• STATED GOAL:
Reproduce the listing below exactly, beginning with its first line and ending with the line that holds "FaPlusCircle, FaQuestionCircle, FaTimes"; pictures are not part of the copy.

* * * * * * * * *

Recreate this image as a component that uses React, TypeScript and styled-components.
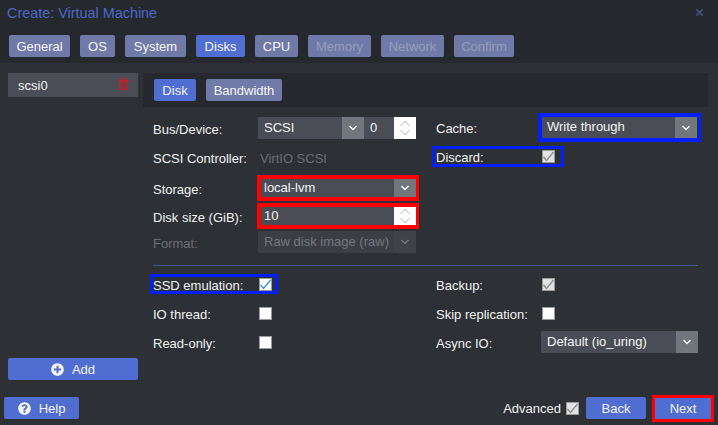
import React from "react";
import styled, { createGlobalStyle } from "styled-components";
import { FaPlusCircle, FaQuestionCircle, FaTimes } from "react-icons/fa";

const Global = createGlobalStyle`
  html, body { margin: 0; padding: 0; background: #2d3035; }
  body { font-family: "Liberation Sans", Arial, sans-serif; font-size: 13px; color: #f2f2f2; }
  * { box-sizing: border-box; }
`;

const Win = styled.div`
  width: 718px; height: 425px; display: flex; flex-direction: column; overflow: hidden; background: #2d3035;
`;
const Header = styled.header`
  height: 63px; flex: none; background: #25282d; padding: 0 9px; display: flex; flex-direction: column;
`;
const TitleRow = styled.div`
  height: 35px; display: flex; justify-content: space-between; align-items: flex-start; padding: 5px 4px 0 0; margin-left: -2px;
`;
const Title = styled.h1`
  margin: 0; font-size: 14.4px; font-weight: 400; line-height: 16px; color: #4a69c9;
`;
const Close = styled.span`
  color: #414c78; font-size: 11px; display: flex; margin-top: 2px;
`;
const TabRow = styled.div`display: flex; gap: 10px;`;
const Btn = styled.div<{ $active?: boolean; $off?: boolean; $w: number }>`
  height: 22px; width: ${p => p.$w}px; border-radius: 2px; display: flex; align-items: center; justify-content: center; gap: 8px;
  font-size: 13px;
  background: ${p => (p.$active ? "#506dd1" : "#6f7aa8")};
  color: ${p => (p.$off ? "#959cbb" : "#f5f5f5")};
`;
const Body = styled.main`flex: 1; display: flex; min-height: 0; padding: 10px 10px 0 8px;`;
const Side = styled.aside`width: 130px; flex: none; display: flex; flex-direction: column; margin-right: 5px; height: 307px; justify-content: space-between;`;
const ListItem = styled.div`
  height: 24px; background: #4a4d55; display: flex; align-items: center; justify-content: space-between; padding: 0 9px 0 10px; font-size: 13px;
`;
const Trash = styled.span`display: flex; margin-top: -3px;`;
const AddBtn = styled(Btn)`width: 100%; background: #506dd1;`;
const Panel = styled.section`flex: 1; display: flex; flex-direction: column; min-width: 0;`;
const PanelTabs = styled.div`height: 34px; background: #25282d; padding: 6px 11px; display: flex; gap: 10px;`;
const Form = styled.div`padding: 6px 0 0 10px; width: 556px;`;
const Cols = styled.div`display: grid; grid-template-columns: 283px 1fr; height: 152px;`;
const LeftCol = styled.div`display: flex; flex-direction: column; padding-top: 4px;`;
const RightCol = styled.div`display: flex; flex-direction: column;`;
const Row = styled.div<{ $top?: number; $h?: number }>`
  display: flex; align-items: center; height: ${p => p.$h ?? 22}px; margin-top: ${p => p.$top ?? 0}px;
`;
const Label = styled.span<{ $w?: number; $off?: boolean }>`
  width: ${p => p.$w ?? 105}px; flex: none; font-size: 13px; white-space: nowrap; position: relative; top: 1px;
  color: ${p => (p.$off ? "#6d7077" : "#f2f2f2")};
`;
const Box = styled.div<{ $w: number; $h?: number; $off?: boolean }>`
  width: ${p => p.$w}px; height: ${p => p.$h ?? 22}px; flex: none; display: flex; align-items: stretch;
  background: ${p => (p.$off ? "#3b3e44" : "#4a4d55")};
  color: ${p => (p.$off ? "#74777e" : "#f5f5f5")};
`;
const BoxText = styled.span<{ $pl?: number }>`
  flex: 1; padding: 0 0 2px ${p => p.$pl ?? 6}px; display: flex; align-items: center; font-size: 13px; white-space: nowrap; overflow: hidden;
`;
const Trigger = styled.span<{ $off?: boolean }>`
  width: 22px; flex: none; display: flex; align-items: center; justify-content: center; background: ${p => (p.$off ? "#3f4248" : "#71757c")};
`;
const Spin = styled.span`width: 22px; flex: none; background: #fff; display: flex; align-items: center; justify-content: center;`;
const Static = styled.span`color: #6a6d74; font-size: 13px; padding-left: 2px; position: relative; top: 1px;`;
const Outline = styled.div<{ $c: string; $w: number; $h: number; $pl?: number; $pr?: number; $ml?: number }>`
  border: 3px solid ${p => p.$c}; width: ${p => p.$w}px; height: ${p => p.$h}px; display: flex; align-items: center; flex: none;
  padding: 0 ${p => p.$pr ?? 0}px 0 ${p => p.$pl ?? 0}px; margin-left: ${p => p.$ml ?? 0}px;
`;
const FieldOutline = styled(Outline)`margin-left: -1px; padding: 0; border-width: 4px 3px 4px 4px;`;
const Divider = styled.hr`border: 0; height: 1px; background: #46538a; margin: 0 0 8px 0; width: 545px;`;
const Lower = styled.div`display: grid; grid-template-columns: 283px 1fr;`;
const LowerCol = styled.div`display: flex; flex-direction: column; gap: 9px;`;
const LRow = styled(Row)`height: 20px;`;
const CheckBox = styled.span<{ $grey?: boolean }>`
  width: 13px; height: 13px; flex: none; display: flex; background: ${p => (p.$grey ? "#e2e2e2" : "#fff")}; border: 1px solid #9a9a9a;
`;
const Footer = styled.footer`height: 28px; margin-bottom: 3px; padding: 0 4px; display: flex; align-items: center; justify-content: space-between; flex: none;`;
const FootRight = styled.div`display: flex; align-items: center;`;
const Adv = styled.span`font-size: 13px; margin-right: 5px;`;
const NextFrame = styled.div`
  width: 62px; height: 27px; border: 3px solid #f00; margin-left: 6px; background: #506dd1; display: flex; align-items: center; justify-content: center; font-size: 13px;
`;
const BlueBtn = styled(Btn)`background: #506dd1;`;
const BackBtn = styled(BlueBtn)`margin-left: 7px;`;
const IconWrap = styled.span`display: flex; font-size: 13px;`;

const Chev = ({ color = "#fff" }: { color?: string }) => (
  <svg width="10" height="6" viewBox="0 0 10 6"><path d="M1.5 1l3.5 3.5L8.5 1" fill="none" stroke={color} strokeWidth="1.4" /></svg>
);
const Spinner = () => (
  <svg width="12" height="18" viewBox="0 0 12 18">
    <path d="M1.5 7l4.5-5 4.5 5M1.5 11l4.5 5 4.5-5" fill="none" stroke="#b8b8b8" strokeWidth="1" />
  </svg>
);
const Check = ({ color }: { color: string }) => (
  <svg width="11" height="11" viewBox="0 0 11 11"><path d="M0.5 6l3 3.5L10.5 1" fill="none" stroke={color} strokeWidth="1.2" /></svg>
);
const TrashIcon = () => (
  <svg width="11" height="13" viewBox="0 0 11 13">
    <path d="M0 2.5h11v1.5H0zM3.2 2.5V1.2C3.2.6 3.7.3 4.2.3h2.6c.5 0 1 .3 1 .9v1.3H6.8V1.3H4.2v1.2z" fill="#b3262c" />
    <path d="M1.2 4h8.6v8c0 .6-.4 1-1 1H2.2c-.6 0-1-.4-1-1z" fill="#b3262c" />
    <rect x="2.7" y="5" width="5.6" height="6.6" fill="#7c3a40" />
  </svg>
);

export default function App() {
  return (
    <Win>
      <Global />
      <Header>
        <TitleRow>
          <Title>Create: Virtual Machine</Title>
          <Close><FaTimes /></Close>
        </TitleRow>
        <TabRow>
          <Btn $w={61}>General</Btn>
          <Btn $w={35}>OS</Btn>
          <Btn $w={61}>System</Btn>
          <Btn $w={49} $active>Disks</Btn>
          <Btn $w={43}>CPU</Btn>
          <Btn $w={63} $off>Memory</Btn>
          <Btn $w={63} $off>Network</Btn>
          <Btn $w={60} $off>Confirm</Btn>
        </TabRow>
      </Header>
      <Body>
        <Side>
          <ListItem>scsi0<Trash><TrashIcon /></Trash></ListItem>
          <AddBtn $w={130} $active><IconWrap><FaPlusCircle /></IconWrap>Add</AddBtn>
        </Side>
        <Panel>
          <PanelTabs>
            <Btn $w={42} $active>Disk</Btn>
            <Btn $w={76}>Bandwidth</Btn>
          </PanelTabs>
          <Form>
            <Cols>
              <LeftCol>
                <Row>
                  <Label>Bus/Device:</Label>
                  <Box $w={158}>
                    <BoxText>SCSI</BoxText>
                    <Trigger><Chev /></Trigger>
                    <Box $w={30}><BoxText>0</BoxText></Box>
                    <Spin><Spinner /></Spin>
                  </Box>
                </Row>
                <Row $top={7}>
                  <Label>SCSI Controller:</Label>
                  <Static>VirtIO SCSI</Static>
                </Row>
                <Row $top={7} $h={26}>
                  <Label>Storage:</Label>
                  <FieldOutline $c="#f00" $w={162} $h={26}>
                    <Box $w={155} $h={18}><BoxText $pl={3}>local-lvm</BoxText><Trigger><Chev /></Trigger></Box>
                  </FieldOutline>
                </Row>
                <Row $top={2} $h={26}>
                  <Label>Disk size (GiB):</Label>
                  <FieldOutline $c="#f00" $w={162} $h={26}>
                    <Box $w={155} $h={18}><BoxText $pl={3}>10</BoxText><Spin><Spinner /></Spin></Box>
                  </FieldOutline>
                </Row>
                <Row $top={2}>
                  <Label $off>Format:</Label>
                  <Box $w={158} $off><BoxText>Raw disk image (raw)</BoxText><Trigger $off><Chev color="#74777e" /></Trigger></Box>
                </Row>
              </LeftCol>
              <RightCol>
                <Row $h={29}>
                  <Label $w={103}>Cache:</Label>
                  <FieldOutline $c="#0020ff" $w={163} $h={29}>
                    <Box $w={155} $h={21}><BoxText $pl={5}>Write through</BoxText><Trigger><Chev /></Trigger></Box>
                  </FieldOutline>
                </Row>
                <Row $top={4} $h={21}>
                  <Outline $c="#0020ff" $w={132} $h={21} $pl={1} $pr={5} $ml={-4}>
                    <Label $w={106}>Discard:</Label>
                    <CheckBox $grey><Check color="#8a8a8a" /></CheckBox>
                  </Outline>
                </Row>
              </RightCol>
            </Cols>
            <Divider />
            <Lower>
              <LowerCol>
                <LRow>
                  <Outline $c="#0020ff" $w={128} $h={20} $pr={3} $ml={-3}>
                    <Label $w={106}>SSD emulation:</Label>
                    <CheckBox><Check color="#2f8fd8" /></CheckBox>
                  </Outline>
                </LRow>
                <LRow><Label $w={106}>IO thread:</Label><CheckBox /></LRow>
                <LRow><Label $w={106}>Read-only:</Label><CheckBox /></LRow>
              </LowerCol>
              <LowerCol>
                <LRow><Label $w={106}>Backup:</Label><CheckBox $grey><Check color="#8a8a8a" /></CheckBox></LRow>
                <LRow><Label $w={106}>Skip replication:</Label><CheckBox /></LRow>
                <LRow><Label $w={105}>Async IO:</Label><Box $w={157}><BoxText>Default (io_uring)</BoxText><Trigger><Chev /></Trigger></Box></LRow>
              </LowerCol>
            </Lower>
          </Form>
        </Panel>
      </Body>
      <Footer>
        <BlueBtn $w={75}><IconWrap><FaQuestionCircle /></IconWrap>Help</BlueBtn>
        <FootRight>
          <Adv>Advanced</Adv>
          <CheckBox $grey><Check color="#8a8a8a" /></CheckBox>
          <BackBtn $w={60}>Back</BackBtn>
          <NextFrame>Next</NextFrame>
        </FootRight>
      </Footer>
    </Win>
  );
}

* * * * * * * * *

• WRITTEN SOLUTION:
Recreate this image as a component that uses React, TypeScript and styled-components.
import React from "react";
import styled, { createGlobalStyle } from "styled-components";
import { FaPlusCircle, FaQuestionCircle, FaTimes } from "react-icons/fa";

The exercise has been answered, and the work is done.